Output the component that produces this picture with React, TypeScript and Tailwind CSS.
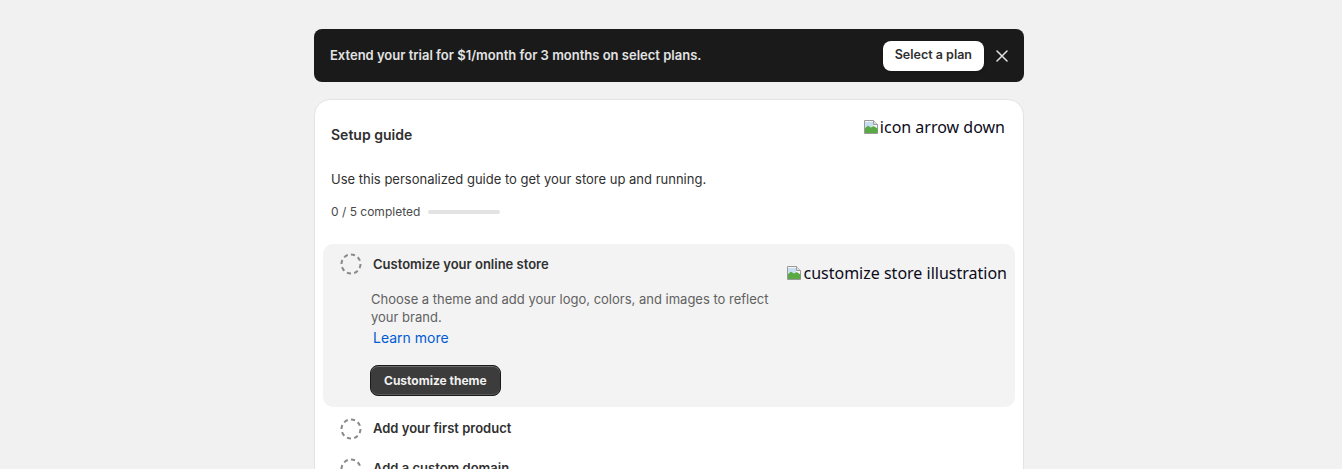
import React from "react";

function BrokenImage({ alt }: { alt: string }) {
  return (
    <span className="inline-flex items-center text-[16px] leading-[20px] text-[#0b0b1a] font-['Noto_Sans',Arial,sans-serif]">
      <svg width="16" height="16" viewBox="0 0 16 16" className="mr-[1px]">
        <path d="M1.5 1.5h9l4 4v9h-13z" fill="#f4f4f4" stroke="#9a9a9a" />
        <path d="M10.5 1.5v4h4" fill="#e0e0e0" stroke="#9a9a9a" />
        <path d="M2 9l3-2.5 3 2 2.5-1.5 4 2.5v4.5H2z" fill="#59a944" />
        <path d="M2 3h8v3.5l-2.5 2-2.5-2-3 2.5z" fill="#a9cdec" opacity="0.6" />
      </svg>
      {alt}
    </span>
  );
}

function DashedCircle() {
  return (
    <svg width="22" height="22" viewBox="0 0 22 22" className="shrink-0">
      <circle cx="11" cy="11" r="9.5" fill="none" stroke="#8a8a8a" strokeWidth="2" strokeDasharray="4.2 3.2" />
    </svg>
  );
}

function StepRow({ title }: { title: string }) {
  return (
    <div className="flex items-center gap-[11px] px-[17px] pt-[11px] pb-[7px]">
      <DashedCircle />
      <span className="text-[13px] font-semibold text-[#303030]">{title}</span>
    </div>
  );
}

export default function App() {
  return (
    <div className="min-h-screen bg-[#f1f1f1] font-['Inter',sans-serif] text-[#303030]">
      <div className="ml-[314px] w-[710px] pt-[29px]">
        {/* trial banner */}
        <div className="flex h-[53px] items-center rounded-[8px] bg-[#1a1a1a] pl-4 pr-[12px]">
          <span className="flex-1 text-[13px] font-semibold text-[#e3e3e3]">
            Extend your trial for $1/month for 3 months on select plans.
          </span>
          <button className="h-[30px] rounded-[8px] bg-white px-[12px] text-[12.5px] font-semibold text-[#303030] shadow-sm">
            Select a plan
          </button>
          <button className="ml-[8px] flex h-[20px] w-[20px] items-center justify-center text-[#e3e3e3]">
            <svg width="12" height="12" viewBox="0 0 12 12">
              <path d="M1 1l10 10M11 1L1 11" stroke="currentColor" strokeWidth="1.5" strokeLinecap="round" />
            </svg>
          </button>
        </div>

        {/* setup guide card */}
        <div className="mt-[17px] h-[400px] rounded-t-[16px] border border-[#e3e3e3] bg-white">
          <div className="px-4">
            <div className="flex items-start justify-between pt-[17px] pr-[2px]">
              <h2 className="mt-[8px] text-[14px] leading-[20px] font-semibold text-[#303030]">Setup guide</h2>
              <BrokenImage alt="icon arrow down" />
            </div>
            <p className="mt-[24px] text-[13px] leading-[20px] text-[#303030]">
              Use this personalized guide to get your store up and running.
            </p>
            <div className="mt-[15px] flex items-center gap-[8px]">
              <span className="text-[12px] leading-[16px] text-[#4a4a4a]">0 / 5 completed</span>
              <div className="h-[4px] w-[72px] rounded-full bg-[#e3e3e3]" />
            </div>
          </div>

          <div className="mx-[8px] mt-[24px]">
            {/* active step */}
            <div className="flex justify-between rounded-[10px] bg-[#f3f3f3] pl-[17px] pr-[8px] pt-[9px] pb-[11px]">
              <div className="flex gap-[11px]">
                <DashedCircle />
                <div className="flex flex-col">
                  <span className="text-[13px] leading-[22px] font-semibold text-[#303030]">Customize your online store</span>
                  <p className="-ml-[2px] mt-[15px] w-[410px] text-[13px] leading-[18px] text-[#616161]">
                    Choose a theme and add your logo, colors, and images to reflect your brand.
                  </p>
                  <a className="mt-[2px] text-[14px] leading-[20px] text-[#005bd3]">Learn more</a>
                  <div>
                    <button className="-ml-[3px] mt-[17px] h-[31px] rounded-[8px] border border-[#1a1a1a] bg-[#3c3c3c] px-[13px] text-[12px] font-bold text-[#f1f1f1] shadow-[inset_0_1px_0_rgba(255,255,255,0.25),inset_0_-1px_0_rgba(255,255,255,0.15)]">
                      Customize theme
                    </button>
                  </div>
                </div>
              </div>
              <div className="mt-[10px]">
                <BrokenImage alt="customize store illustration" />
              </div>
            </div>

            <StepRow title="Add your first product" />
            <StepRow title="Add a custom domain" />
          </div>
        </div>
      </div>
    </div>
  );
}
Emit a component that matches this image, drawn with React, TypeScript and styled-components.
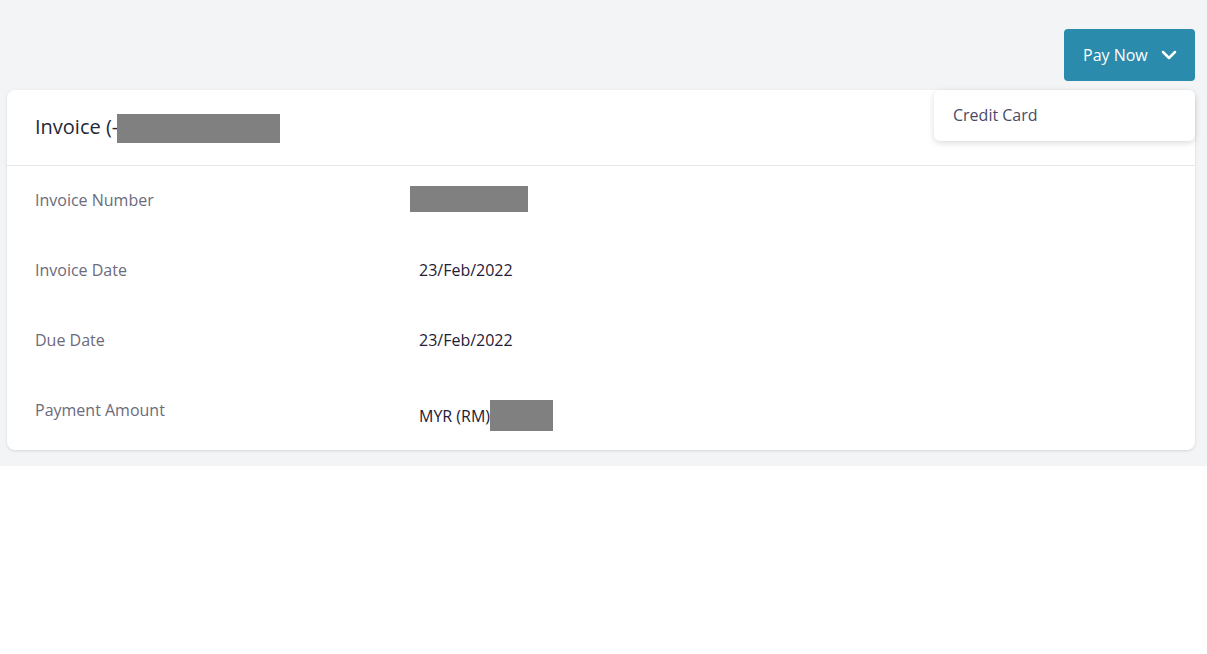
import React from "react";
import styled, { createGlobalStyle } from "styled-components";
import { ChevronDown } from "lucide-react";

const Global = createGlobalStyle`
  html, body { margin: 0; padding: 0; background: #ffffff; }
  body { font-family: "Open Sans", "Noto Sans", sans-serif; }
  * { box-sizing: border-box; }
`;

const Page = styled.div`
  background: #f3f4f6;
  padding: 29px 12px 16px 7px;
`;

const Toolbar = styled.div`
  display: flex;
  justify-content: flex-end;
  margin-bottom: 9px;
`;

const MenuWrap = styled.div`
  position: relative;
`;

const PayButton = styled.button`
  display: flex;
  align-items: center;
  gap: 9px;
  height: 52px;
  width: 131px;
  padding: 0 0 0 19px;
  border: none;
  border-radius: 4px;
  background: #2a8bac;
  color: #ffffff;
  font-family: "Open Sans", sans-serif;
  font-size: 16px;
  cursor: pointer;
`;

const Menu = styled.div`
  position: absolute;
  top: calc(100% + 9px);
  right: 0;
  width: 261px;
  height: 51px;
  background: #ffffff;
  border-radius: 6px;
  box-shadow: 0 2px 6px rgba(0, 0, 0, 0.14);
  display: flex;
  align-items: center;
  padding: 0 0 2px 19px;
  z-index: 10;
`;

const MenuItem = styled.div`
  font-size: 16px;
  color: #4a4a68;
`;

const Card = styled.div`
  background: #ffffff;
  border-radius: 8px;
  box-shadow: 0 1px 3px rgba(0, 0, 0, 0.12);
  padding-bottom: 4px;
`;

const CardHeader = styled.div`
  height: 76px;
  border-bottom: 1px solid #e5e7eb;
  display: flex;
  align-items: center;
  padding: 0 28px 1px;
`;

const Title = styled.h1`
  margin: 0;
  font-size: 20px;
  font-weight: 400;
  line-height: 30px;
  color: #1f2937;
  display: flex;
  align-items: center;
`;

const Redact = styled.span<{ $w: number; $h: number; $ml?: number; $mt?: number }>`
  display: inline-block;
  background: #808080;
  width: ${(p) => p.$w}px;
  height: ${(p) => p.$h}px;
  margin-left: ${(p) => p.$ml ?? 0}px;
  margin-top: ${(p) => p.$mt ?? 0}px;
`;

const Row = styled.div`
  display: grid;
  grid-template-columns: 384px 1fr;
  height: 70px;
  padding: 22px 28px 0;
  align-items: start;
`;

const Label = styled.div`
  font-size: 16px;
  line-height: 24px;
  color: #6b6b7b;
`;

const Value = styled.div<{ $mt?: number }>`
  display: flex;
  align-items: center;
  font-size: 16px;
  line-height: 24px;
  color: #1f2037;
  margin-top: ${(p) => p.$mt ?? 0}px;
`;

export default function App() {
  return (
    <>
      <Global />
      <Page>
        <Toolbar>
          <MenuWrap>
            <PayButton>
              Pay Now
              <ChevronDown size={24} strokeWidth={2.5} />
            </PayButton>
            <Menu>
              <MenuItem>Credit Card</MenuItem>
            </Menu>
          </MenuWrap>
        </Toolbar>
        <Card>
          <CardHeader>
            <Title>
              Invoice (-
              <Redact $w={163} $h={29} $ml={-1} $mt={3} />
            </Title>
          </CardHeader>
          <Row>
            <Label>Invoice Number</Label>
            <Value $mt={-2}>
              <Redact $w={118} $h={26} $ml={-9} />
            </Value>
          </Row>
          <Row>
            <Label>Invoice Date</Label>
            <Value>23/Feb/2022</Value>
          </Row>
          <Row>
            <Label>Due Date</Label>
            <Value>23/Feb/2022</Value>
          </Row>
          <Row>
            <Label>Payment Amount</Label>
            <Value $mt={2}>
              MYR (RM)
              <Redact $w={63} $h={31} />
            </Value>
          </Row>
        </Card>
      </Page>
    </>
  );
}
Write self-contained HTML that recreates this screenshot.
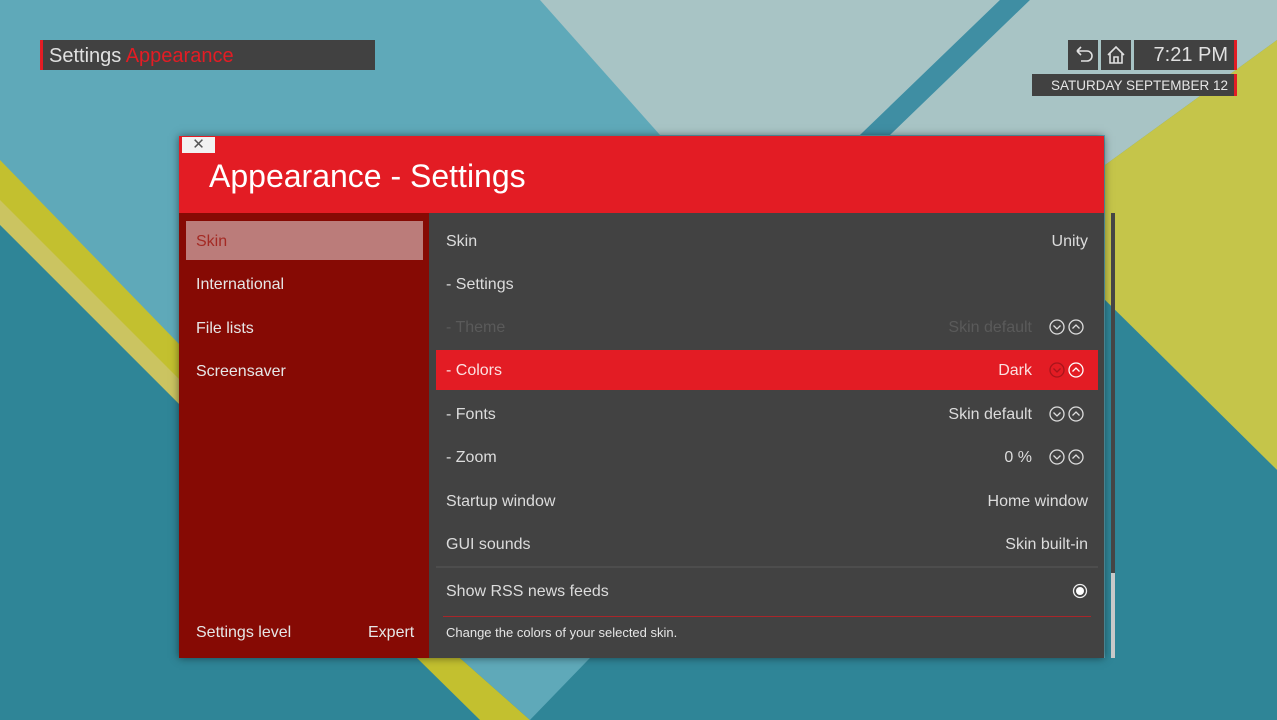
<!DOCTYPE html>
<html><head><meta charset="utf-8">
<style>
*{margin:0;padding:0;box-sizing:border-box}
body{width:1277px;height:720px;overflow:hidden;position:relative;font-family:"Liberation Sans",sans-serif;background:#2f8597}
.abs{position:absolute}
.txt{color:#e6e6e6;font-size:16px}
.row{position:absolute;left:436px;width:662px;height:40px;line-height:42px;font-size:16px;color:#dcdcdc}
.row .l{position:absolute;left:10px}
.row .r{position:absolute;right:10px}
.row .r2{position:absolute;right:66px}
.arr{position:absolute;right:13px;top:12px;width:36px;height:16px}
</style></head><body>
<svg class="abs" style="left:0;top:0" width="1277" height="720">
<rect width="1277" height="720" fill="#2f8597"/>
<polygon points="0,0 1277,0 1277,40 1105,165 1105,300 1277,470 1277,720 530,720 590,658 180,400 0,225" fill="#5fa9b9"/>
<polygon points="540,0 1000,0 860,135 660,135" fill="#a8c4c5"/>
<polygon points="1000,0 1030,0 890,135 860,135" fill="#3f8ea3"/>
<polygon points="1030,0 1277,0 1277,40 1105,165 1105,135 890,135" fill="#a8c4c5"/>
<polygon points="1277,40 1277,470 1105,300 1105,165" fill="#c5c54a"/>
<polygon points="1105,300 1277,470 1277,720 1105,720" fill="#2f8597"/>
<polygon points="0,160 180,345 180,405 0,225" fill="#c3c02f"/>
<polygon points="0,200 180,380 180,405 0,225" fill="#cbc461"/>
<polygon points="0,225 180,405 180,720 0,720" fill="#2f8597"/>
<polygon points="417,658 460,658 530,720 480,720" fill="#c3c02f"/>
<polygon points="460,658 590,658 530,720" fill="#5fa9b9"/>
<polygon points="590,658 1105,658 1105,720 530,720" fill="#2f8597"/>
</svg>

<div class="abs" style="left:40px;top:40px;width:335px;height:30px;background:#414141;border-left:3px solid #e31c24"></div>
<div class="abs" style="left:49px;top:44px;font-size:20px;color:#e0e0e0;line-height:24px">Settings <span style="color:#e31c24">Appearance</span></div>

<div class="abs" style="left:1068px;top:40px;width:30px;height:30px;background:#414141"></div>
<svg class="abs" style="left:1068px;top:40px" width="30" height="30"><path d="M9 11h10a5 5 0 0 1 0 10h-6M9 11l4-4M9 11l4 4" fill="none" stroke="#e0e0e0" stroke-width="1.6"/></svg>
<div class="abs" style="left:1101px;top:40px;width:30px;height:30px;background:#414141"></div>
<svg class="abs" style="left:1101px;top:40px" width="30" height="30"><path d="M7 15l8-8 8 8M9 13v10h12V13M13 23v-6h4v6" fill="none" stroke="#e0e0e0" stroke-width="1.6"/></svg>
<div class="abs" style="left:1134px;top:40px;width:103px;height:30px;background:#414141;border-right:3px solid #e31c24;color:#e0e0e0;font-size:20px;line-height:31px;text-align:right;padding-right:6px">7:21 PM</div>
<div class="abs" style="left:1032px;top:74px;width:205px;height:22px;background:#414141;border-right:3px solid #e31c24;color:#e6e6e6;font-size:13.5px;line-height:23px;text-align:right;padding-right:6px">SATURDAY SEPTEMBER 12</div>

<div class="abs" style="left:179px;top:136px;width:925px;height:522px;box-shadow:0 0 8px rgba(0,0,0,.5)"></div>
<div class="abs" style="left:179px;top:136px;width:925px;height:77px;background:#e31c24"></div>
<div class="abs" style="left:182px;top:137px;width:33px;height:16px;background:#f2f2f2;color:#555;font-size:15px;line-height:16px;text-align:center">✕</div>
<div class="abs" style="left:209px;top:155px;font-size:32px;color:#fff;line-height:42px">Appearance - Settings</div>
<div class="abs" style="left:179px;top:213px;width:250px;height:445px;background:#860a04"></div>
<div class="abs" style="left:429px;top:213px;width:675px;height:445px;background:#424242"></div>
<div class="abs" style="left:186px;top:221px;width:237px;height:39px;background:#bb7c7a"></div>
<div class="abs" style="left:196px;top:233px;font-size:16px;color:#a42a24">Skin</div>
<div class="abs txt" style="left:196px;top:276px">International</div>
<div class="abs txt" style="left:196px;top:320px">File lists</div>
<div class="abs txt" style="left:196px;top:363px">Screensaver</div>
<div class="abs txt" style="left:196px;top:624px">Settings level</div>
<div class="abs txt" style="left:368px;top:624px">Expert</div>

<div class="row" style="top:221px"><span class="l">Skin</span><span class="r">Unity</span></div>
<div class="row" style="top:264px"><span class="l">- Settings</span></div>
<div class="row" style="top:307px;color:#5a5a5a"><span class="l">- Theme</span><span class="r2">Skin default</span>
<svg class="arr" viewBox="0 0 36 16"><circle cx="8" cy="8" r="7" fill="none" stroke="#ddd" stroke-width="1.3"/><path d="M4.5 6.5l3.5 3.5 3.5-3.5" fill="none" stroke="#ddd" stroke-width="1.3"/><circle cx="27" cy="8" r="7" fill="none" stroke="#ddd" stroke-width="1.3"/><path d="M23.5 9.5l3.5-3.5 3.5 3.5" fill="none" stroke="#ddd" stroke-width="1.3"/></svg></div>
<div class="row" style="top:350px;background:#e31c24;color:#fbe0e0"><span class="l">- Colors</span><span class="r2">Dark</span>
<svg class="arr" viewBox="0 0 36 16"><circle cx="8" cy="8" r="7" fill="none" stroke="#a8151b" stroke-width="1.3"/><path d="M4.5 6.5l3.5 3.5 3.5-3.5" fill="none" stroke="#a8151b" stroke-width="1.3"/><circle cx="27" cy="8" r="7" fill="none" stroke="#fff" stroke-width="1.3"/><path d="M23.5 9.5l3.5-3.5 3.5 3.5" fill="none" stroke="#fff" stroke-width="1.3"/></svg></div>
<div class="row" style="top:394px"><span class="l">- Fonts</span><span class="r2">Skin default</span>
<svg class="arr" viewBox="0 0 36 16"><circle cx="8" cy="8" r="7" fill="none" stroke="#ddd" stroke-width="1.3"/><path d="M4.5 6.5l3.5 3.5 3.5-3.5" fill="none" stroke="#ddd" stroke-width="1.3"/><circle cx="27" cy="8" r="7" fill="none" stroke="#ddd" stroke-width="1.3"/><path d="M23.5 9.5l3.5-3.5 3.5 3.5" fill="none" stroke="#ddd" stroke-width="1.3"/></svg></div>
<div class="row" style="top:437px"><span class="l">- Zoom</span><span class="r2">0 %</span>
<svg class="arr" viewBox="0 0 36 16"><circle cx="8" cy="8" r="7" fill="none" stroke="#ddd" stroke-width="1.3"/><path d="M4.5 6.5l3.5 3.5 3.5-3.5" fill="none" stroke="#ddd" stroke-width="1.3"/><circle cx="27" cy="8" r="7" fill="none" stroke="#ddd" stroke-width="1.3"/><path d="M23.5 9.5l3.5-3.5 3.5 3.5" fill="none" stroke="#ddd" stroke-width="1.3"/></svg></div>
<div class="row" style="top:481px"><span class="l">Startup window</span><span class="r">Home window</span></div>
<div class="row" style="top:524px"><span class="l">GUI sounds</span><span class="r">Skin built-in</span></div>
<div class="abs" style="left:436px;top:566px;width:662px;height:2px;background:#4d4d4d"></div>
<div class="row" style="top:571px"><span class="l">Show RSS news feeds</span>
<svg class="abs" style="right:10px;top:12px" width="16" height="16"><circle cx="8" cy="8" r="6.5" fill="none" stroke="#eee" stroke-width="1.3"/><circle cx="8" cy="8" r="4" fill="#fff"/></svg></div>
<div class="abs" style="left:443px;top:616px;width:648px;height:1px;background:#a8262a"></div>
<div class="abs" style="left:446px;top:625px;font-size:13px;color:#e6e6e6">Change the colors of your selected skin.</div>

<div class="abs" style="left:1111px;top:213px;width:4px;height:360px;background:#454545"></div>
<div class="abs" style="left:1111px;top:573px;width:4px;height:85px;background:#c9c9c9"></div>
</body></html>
· · · · ·
● Task objective
Identify which lines contain the word "TypeScript" and copy each one.

● Reply to the task
Output the component that produces this picture with React, TypeScript and Tailwind CSS.
Emit a component that matches this image, drawn with React, TypeScript and styled-components.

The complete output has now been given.